• **Task objective**
Restate each line of the listing exactly, without carrying over any pictures.

• **Data**
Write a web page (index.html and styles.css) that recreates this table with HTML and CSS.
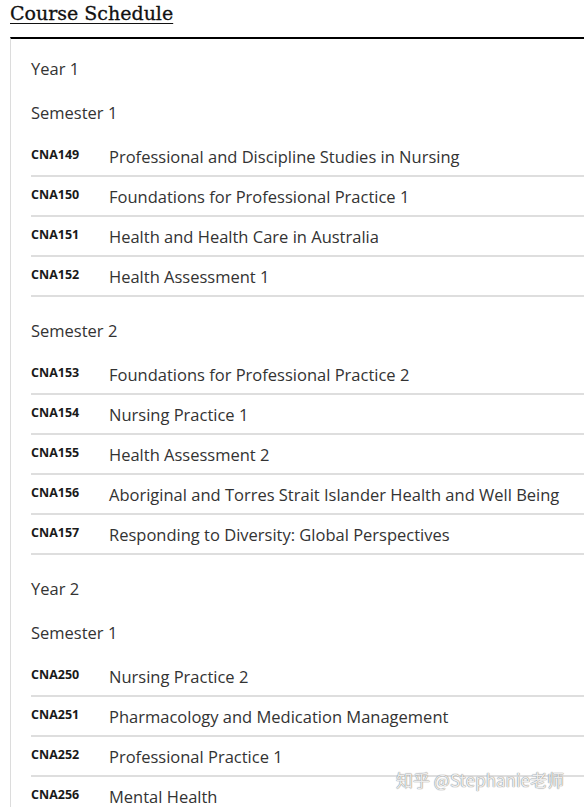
FILE: index.html
```html
<!DOCTYPE html>
<html>
<head>
<meta charset="utf-8">
<link rel="stylesheet" href="styles.css">
</head>
<body>
<h2 class="title"><span>Course Schedule</span></h2>
<div class="panel">
  <div class="year">
    <div class="year-head">Year 1</div>
    <div class="sem">
      <div class="sem-head">Semester 1</div>
      <div class="row"><span class="code">CNA149</span><span class="name">Professional and Discipline Studies in Nursing</span></div>
      <div class="row"><span class="code">CNA150</span><span class="name">Foundations for Professional Practice 1</span></div>
      <div class="row"><span class="code">CNA151</span><span class="name">Health and Health Care in Australia</span></div>
      <div class="row"><span class="code">CNA152</span><span class="name">Health Assessment 1</span></div>
    </div>
    <div class="sem">
      <div class="sem-head">Semester 2</div>
      <div class="row"><span class="code">CNA153</span><span class="name">Foundations for Professional Practice 2</span></div>
      <div class="row"><span class="code">CNA154</span><span class="name">Nursing Practice 1</span></div>
      <div class="row"><span class="code">CNA155</span><span class="name">Health Assessment 2</span></div>
      <div class="row"><span class="code">CNA156</span><span class="name">Aboriginal and Torres Strait Islander Health and Well Being</span></div>
      <div class="row"><span class="code">CNA157</span><span class="name">Responding to Diversity: Global Perspectives</span></div>
    </div>
  </div>
  <div class="year">
    <div class="year-head">Year 2</div>
    <div class="sem">
      <div class="sem-head">Semester 1</div>
      <div class="row"><span class="code">CNA250</span><span class="name">Nursing Practice 2</span></div>
      <div class="row"><span class="code">CNA251</span><span class="name">Pharmacology and Medication Management</span></div>
      <div class="row"><span class="code">CNA252</span><span class="name">Professional Practice 1</span></div>
      <div class="row"><span class="code">CNA256</span><span class="name">Mental Health</span></div>
    </div>
  </div>
</div>
<div class="watermark">知乎 @Stephanie老师</div>
</body>
</html>
```
FILE: styles.css
```css
html, body {
  margin: 0;
  padding: 0;
  background: #fff;
  overflow: hidden;
}
body {
  width: 584px;
  height: 807px;
  position: relative;
  font-family: "Open Sans", "Liberation Sans", sans-serif;
  color: #333;
}
.title {
  margin: 0;
  padding: 0 0 0 10px;
  height: 37px;
  box-sizing: border-box;
  font-family: "DejaVu Serif", "Liberation Serif", serif;
  font-weight: normal;
  font-size: 19px;
  line-height: 26px;
  color: #111;
  -webkit-text-stroke: 0.3px #111;
}
.title span {
  text-decoration: underline;
  text-underline-offset: 3px;
  text-decoration-thickness: 1px;
}
.panel {
  margin-left: 10px;
  box-sizing: border-box;
  width: 574px;
  border-top: 2px solid #000;
  border-left: 1px solid #dcdcdc;
  padding: 18px 0 0 20px;
}
.year-head, .sem-head {
  font-size: 16.5px;
  line-height: 24px;
  color: #333;
}
.year-head {
  margin-bottom: 20px;
}
.sem-head {
  margin-bottom: 12px;
}
.year + .year {
  margin-top: 22px;
}
.sem + .sem {
  margin-top: 22px;
}
.row {
  display: flex;
  align-items: center;
  height: 40px;
  box-sizing: border-box;
  border-bottom: 2px solid #dedede;
}
.code {
  width: 78px;
  flex: none;
  font-size: 12.5px;
  font-weight: bold;
  color: #1a1a1a;
  padding-bottom: 4px;
}
.name {
  font-size: 16.5px;
  color: #333;
}
.watermark {
  position: absolute;
  left: 396px;
  top: 769px;
  font-family: "Noto Sans CJK SC", "DejaVu Sans", sans-serif;
  font-size: 17px;
  line-height: 22px;
  color: rgba(255,255,255,0.85);
  text-shadow: 0 0 1px #888, 0 0 1px #888;
  white-space: nowrap;
}
```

• **Response below**
Write a web page (index.html and styles.css) that recreates this table with HTML and CSS.
FILE: index.html
```html
<!DOCTYPE html>
<html>
<head>
<meta charset="utf-8">
<link rel="stylesheet" href="styles.css">
</head>
<body>
<h2 class="title"><span>Course Schedule</span></h2>
<div class="panel">
  <div class="year">
    <div class="year-head">Year 1</div>
    <div class="sem">
      <div class="sem-head">Semester 1</div>
      <div class="row"><span class="code">CNA149</span><span class="name">Professional and Discipline Studies in Nursing</span></div>
      <div class="row"><span class="code">CNA150</span><span class="name">Foundations for Professional Practice 1</span></div>
      <div class="row"><span class="code">CNA151</span><span class="name">Health and Health Care in Australia</span></div>
      <div class="row"><span class="code">CNA152</span><span class="name">Health Assessment 1</span></div>
    </div>
    <div class="sem">
      <div class="sem-head">Semester 2</div>
      <div class="row"><span class="code">CNA153</span><span class="name">Foundations for Professional Practice 2</span></div>
      <div class="row"><span class="code">CNA154</span><span class="name">Nursing Practice 1</span></div>
      <div class="row"><span class="code">CNA155</span><span class="name">Health Assessment 2</span></div>
      <div class="row"><span class="code">CNA156</span><span class="name">Aboriginal and Torres Strait Islander Health and Well Being</span></div>
      <div class="row"><span class="code">CNA157</span><span class="name">Responding to Diversity: Global Perspectives</span></div>
    </div>
  </div>
  <div class="year">
    <div class="year-head">Year 2</div>
    <div class="sem">
      <div class="sem-head">Semester 1</div>
      <div class="row"><span class="code">CNA250</span><span class="name">Nursing Practice 2</span></div>
      <div class="row"><span class="code">CNA251</span><span class="name">Pharmacology and Medication Management</span></div>
      <div class="row"><span class="code">CNA252</span><span class="name">Professional Practice 1</span></div>
      <div class="row"><span class="code">CNA256</span><span class="name">Mental Health</span></div>
    </div>
  </div>
</div>
<div class="watermark">知乎 @Stephanie老师</div>
</body>
</html>
```
FILE: styles.css
```css
html, body {
  margin: 0;
  padding: 0;
  background: #fff;
  overflow: hidden;
}
body {
  width: 584px;
  height: 807px;
  position: relative;
  font-family: "Open Sans", "Liberation Sans", sans-serif;
  color: #333;
}
.title {
  margin: 0;
  padding: 0 0 0 10px;
  height: 37px;
  box-sizing: border-box;
  font-family: "DejaVu Serif", "Liberation Serif", serif;
  font-weight: normal;
  font-size: 19px;
  line-height: 26px;
  color: #111;
  -webkit-text-stroke: 0.3px #111;
}
.title span {
  text-decoration: underline;
  text-underline-offset: 3px;
  text-decoration-thickness: 1px;
}
.panel {
  margin-left: 10px;
  box-sizing: border-box;
  width: 574px;
  border-top: 2px solid #000;
  border-left: 1px solid #dcdcdc;
  padding: 18px 0 0 20px;
}
.year-head, .sem-head {
  font-size: 16.5px;
  line-height: 24px;
  color: #333;
}
.year-head {
  margin-bottom: 20px;
}
.sem-head {
  margin-bottom: 12px;
}
.year + .year {
  margin-top: 22px;
}
.sem + .sem {
  margin-top: 22px;
}
.row {
  display: flex;
  align-items: center;
  height: 40px;
  box-sizing: border-box;
  border-bottom: 2px solid #dedede;
}
.code {
  width: 78px;
  flex: none;
  font-size: 12.5px;
  font-weight: bold;
  color: #1a1a1a;
  padding-bottom: 4px;
}
.name {
  font-size: 16.5px;
  color: #333;
}
.watermark {
  position: absolute;
  left: 396px;
  top: 769px;
  font-family: "Noto Sans CJK SC", "DejaVu Sans", sans-serif;
  font-size: 17px;
  line-height: 22px;
  color: rgba(255,255,255,0.85);
  text-shadow: 0 0 1px #888, 0 0 1px #888;
  white-space: nowrap;
}
```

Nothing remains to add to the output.